**Provided material**
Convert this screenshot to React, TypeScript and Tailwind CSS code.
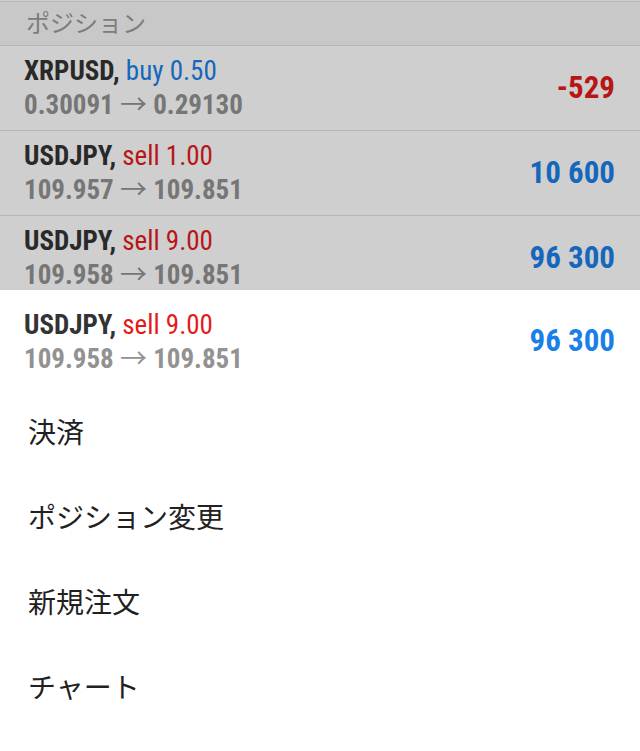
import React from 'react';

type Position = {
    symbol: string;
    side: 'buy' | 'sell';
    volume: string;
    open: string;
    current: string;
    profit: string;
};

const positions: Position[] = [
    { symbol: 'XRPUSD', side: 'buy', volume: '0.50', open: '0.30091', current: '0.29130', profit: '-529' },
    { symbol: 'USDJPY', side: 'sell', volume: '1.00', open: '109.957', current: '109.851', profit: '10 600' },
    { symbol: 'USDJPY', side: 'sell', volume: '9.00', open: '109.958', current: '109.851', profit: '96 300' },
];

const menuItems = ['決済', 'ポジション変更', '新規注文', 'チャート'];

const condensed = "font-['Roboto_Condensed','Roboto',sans-serif] font-stretch-condensed";

function PositionInfo({ p }: { p: Position }) {
    return (
        <div className={`${condensed} text-[27px] leading-[31px]`}>
            <div>
                <span className="font-bold text-[#333333]">{p.symbol},</span>{' '}
                <span className={p.side === 'buy' ? 'text-[#1b7fe8]' : 'text-[#e31b1b]'}>
                    {p.side} {p.volume}
                </span>
            </div>
            <div className="font-bold text-[#929292]">
                {p.open}{' '}
                <span className="font-['Noto_Sans_CJK_JP',sans-serif] font-normal">→</span>{' '}
                {p.current}
            </div>
        </div>
    );
}

function Profit({ value }: { value: string }) {
    const negative = value.startsWith('-');
    return (
        <div
            className={`${condensed} font-bold text-[31px] ${negative ? 'text-[#e31b1b]' : 'text-[#1b7fe8]'}`}
        >
            {value}
        </div>
    );
}

export default function App() {
    const selected = positions[2];

    return (
        <div className="relative h-[751px] w-full overflow-hidden bg-white">
            {/* Positions list */}
            <div className="pt-px">
                <div className="h-[45px] border-y border-[#e0e0e0] bg-[#f7f7f7] pl-[26px] flex items-center pb-1">
                    <span className="font-['Noto_Sans_CJK_JP',sans-serif] text-[24px] text-[#9a9a9a]">ポジション</span>
                </div>
                {positions.map((p, i) => (
                    <div
                        key={i}
                        className="h-[85px] border-b border-[#e0e0e0] flex items-center justify-between pl-6 pr-[25px]"
                    >
                        <PositionInfo p={p} />
                        <Profit value={p.profit} />
                    </div>
                ))}
            </div>

            {/* Backdrop */}
            <div className="absolute inset-0 bg-black/[0.19]" />

            {/* Context sheet */}
            <div className="absolute left-0 right-0 top-[290px] bottom-0 bg-white">
                <div className="h-[100px] pt-[20px] pl-6 pr-[25px] flex justify-between items-start">
                    <PositionInfo p={selected} />
                    <div className="h-[62px] flex items-center">
                        <Profit value={selected.profit} />
                    </div>
                </div>
                {menuItems.map((item) => (
                    <div
                        key={item}
                        className="h-[85px] flex items-center pl-7 pb-1 font-['Noto_Sans_CJK_JP',sans-serif] text-[28px] text-[#212121]"
                    >
                        {item}
                    </div>
                ))}
            </div>
        </div>
    );
}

**Problem details**
Take the data above and repeat it exactly, leaving each picture out.

**Problem solution**
Convert this screenshot to React, TypeScript and Tailwind CSS code.
import React from 'react';

type Position = {
    symbol: string;
    side: 'buy' | 'sell';
    volume: string;
    open: string;
    current: string;
    profit: string;
};

const positions: Position[] = [
    { symbol: 'XRPUSD', side: 'buy', volume: '0.50', open: '0.30091', current: '0.29130', profit: '-529' },
    { symbol: 'USDJPY', side: 'sell', volume: '1.00', open: '109.957', current: '109.851', profit: '10 600' },
    { symbol: 'USDJPY', side: 'sell', volume: '9.00', open: '109.958', current: '109.851', profit: '96 300' },
];

const menuItems = ['決済', 'ポジション変更', '新規注文', 'チャート'];

const condensed = "font-['Roboto_Condensed','Roboto',sans-serif] font-stretch-condensed";

function PositionInfo({ p }: { p: Position }) {
    return (
        <div className={`${condensed} text-[27px] leading-[31px]`}>
            <div>
                <span className="font-bold text-[#333333]">{p.symbol},</span>{' '}
                <span className={p.side === 'buy' ? 'text-[#1b7fe8]' : 'text-[#e31b1b]'}>
                    {p.side} {p.volume}
                </span>
            </div>
            <div className="font-bold text-[#929292]">
                {p.open}{' '}
                <span className="font-['Noto_Sans_CJK_JP',sans-serif] font-normal">→</span>{' '}
                {p.current}
            </div>
        </div>
    );
}

function Profit({ value }: { value: string }) {
    const negative = value.startsWith('-');
    return (
        <div
            className={`${condensed} font-bold text-[31px] ${negative ? 'text-[#e31b1b]' : 'text-[#1b7fe8]'}`}
        >
            {value}
        </div>
    );
}

export default function App() {
    const selected = positions[2];

    return (
        <div className="relative h-[751px] w-full overflow-hidden bg-white">
            {/* Positions list */}
            <div className="pt-px">
                <div className="h-[45px] border-y border-[#e0e0e0] bg-[#f7f7f7] pl-[26px] flex items-center pb-1">
                    <span className="font-['Noto_Sans_CJK_JP',sans-serif] text-[24px] text-[#9a9a9a]">ポジション</span>
                </div>
                {positions.map((p, i) => (
                    <div
                        key={i}
                        className="h-[85px] border-b border-[#e0e0e0] flex items-center justify-between pl-6 pr-[25px]"
                    >
                        <PositionInfo p={p} />
                        <Profit value={p.profit} />
                    </div>
                ))}
            </div>

            {/* Backdrop */}
            <div className="absolute inset-0 bg-black/[0.19]" />

            {/* Context sheet */}
            <div className="absolute left-0 right-0 top-[290px] bottom-0 bg-white">
                <div className="h-[100px] pt-[20px] pl-6 pr-[25px] flex justify-between items-start">
                    <PositionInfo p={selected} />
                    <div className="h-[62px] flex items-center">
                        <Profit value={selected.profit} />
                    </div>
                </div>
                {menuItems.map((item) => (
                    <div
                        key={item}
                        className="h-[85px] flex items-center pl-7 pb-1 font-['Noto_Sans_CJK_JP',sans-serif] text-[28px] text-[#212121]"
                    >
                        {item}
                    </div>
                ))}
            </div>
        </div>
    );
}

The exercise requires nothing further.